TASK TO CARRY OUT:
Print all of the lines exactly. Any picture among them stays out.

PROVIDED MATERIAL:

# # # #

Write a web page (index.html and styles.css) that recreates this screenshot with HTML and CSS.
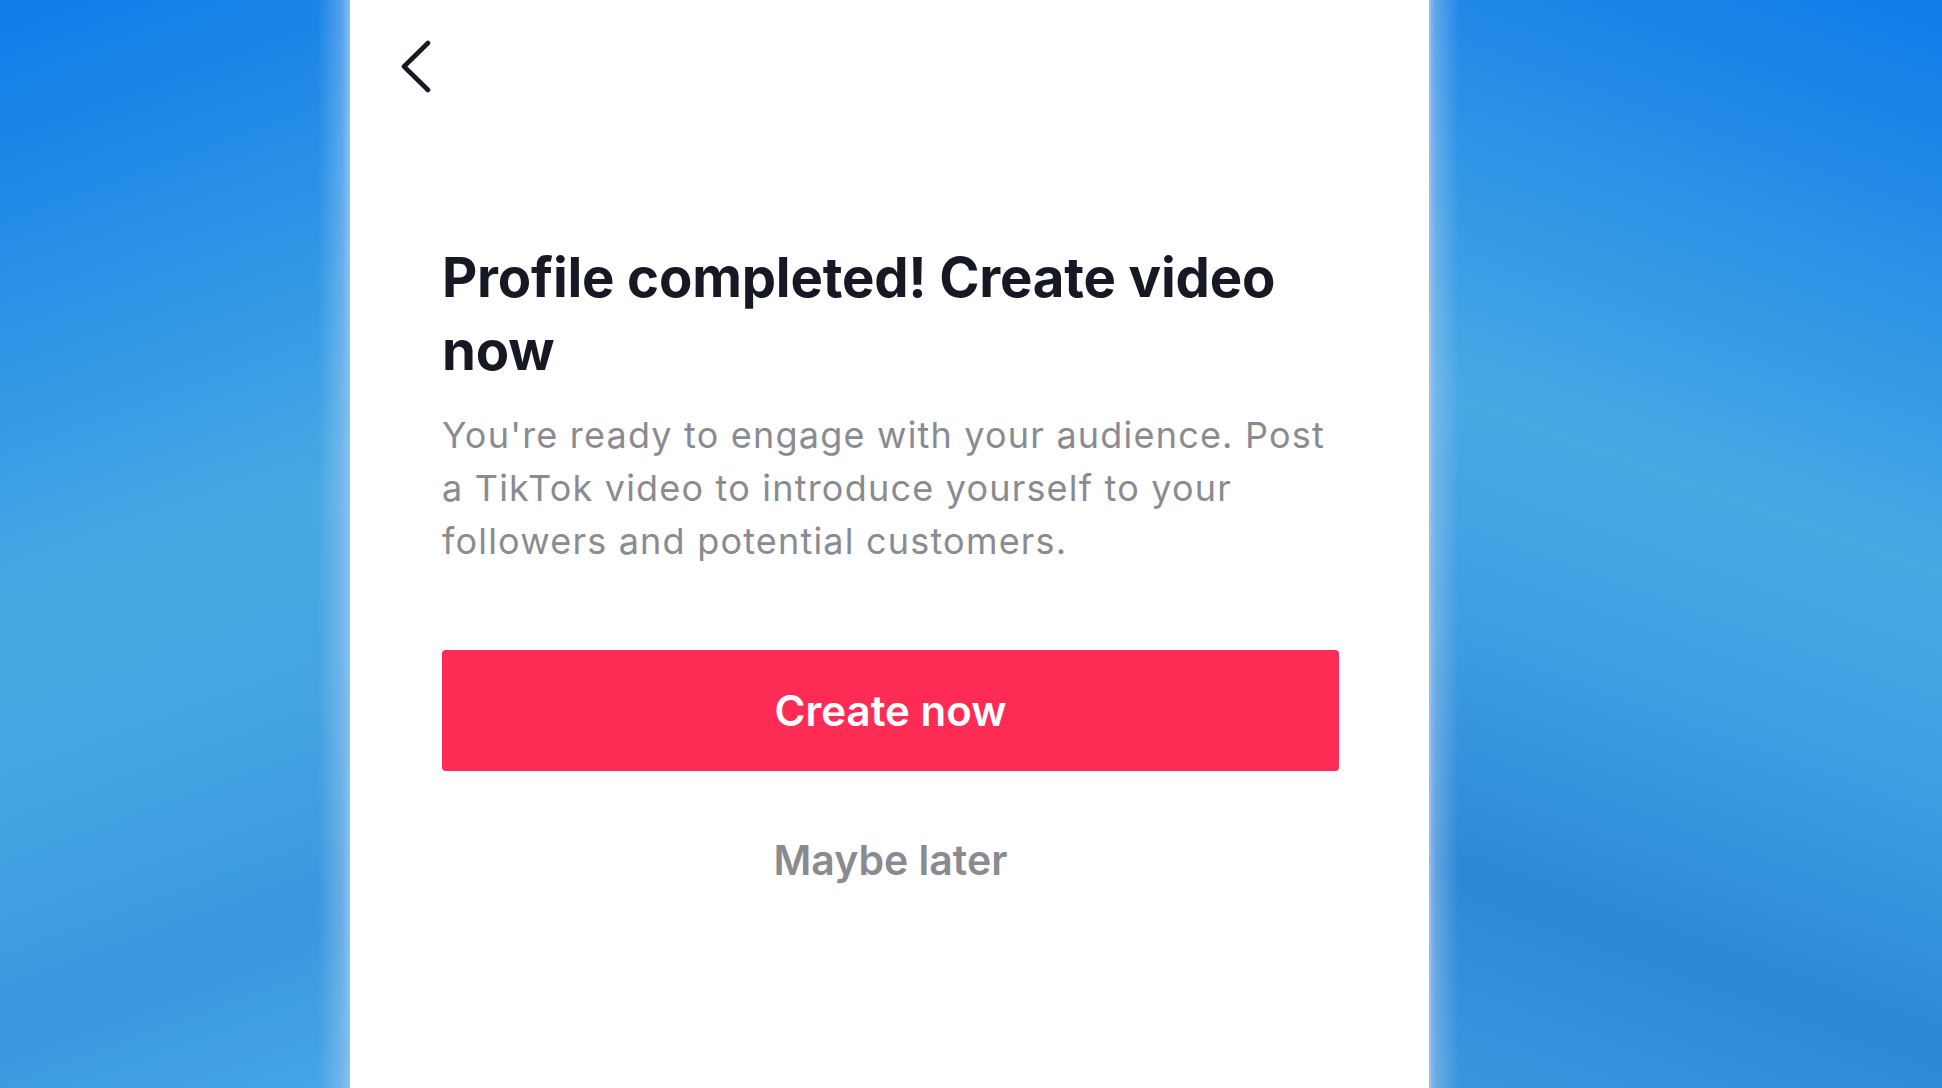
FILE: index.html
```html
<!DOCTYPE html>
<html lang="en">
<head>
<meta charset="utf-8">
<title>Profile completed</title>
<link rel="stylesheet" href="styles.css">
</head>
<body>
<div class="stage">
  <div class="backdrop backdrop-left"></div>
  <main class="panel">
    <div class="topbar">
      <button class="back" aria-label="Back">
        <svg viewBox="0 0 32 54" width="32" height="54" aria-hidden="true">
          <polyline points="27,3 3,26.5 27,50" fill="none" stroke="#161823" stroke-width="4.6" stroke-linecap="round" stroke-linejoin="round"/>
        </svg>
      </button>
    </div>
    <section class="content">
      <h1 class="title">Profile completed! Create video now</h1>
      <p class="desc">You're ready to engage with your audience. Post a TikTok video to introduce yourself to your followers and potential customers.</p>
      <button class="primary">Create now</button>
      <button class="secondary">Maybe later</button>
    </section>
  </main>
  <div class="backdrop backdrop-right"></div>
</div>
</body>
</html>
```
FILE: styles.css
```css
html, body {
  margin: 0;
  padding: 0;
  height: 100%;
}

body {
  font-family: Inter, "Liberation Sans", Arial, sans-serif;
  overflow: hidden;
  background: #3a9be2;
}

.stage {
  display: flex;
  height: 1088px;
  width: 1942px;
}

.backdrop {
  height: 100%;
}

.backdrop-left {
  width: 350px;
  flex: none;
  background:
    linear-gradient(90deg, rgba(255,255,255,0) 0, rgba(255,255,255,0) 318px, rgba(190,215,245,0.35) 342px, rgba(140,195,245,0.9) 349px, rgba(140,195,245,0.9) 350px),
    linear-gradient(160deg, #0f7be8 0%, #2a92e6 25%, #47a9e4 50%, #45a5e3 65%, #3a97de 85%, #46a6e6 100%);
}

.backdrop-right {
  flex: 1;
  background:
    linear-gradient(90deg, rgba(180,205,240,0.8) 0, rgba(170,200,240,0.45) 6px, rgba(255,255,255,0) 30px),
    linear-gradient(200deg, #0f7be8 0%, #2a91e6 22%, #47aae5 45%, #3d9fe2 62%, #2d87d6 82%, #3a97de 100%);
}

.panel {
  width: 1079px;
  flex: none;
  background: #ffffff;
  display: flex;
  flex-direction: column;
}

.topbar {
  height: 140px;
  padding: 40px 0 0 51px;
  box-sizing: border-box;
}

.back {
  border: 0;
  background: none;
  padding: 0;
  margin: 0;
  width: 32px;
  height: 54px;
  display: block;
  cursor: pointer;
}

.back svg {
  display: block;
}

.content {
  padding: 101px 90px 0 92px;
  display: flex;
  flex-direction: column;
}

.title {
  margin: 0;
  font-size: 54.5px;
  line-height: 73px;
  font-weight: 700;
  color: #161823;
  letter-spacing: -0.2px;
  max-width: 880px;
}

.desc {
  margin: 22px 0 0;
  font-size: 36px;
  line-height: 53px;
  font-weight: 400;
  color: #8a8b91;
  letter-spacing: 1.2px;
  max-width: 890px;
}

.primary {
  margin-top: 82px;
  height: 121px;
  width: 897px;
  border: 0;
  border-radius: 4px;
  background: #fe2c55;
  color: #ffffff;
  font-family: inherit;
  font-size: 42px;
  font-weight: 600;
  cursor: pointer;
}

.secondary {
  margin-top: 64px;
  align-self: center;
  border: 0;
  background: none;
  padding: 0;
  font-family: inherit;
  font-size: 41px;
  line-height: 50px;
  font-weight: 600;
  color: #8a8b91;
  cursor: pointer;
  width: 897px;
  text-align: center;
}
```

# # # #

THE RESPONSE:
Write a web page (index.html and styles.css) that recreates this screenshot with HTML and CSS.
FILE: index.html
```html
<!DOCTYPE html>
<html lang="en">
<head>
<meta charset="utf-8">
<title>Profile completed</title>
<link rel="stylesheet" href="styles.css">
</head>
<body>
<div class="stage">
  <div class="backdrop backdrop-left"></div>
  <main class="panel">
    <div class="topbar">
      <button class="back" aria-label="Back">
        <svg viewBox="0 0 32 54" width="32" height="54" aria-hidden="true">
          <polyline points="27,3 3,26.5 27,50" fill="none" stroke="#161823" stroke-width="4.6" stroke-linecap="round" stroke-linejoin="round"/>
        </svg>
      </button>
    </div>
    <section class="content">
      <h1 class="title">Profile completed! Create video now</h1>
      <p class="desc">You're ready to engage with your audience. Post a TikTok video to introduce yourself to your followers and potential customers.</p>
      <button class="primary">Create now</button>
      <button class="secondary">Maybe later</button>
    </section>
  </main>
  <div class="backdrop backdrop-right"></div>
</div>
</body>
</html>
```
FILE: styles.css
```css
html, body {
  margin: 0;
  padding: 0;
  height: 100%;
}

body {
  font-family: Inter, "Liberation Sans", Arial, sans-serif;
  overflow: hidden;
  background: #3a9be2;
}

.stage {
  display: flex;
  height: 1088px;
  width: 1942px;
}

.backdrop {
  height: 100%;
}

.backdrop-left {
  width: 350px;
  flex: none;
  background:
    linear-gradient(90deg, rgba(255,255,255,0) 0, rgba(255,255,255,0) 318px, rgba(190,215,245,0.35) 342px, rgba(140,195,245,0.9) 349px, rgba(140,195,245,0.9) 350px),
    linear-gradient(160deg, #0f7be8 0%, #2a92e6 25%, #47a9e4 50%, #45a5e3 65%, #3a97de 85%, #46a6e6 100%);
}

.backdrop-right {
  flex: 1;
  background:
    linear-gradient(90deg, rgba(180,205,240,0.8) 0, rgba(170,200,240,0.45) 6px, rgba(255,255,255,0) 30px),
    linear-gradient(200deg, #0f7be8 0%, #2a91e6 22%, #47aae5 45%, #3d9fe2 62%, #2d87d6 82%, #3a97de 100%);
}

.panel {
  width: 1079px;
  flex: none;
  background: #ffffff;
  display: flex;
  flex-direction: column;
}

.topbar {
  height: 140px;
  padding: 40px 0 0 51px;
  box-sizing: border-box;
}

.back {
  border: 0;
  background: none;
  padding: 0;
  margin: 0;
  width: 32px;
  height: 54px;
  display: block;
  cursor: pointer;
}

.back svg {
  display: block;
}

.content {
  padding: 101px 90px 0 92px;
  display: flex;
  flex-direction: column;
}

.title {
  margin: 0;
  font-size: 54.5px;
  line-height: 73px;
  font-weight: 700;
  color: #161823;
  letter-spacing: -0.2px;
  max-width: 880px;
}

.desc {
  margin: 22px 0 0;
  font-size: 36px;
  line-height: 53px;
  font-weight: 400;
  color: #8a8b91;
  letter-spacing: 1.2px;
  max-width: 890px;
}

.primary {
  margin-top: 82px;
  height: 121px;
  width: 897px;
  border: 0;
  border-radius: 4px;
  background: #fe2c55;
  color: #ffffff;
  font-family: inherit;
  font-size: 42px;
  font-weight: 600;
  cursor: pointer;
}

.secondary {
  margin-top: 64px;
  align-self: center;
  border: 0;
  background: none;
  padding: 0;
  font-family: inherit;
  font-size: 41px;
  line-height: 50px;
  font-weight: 600;
  color: #8a8b91;
  cursor: pointer;
  width: 897px;
  text-align: center;
}
```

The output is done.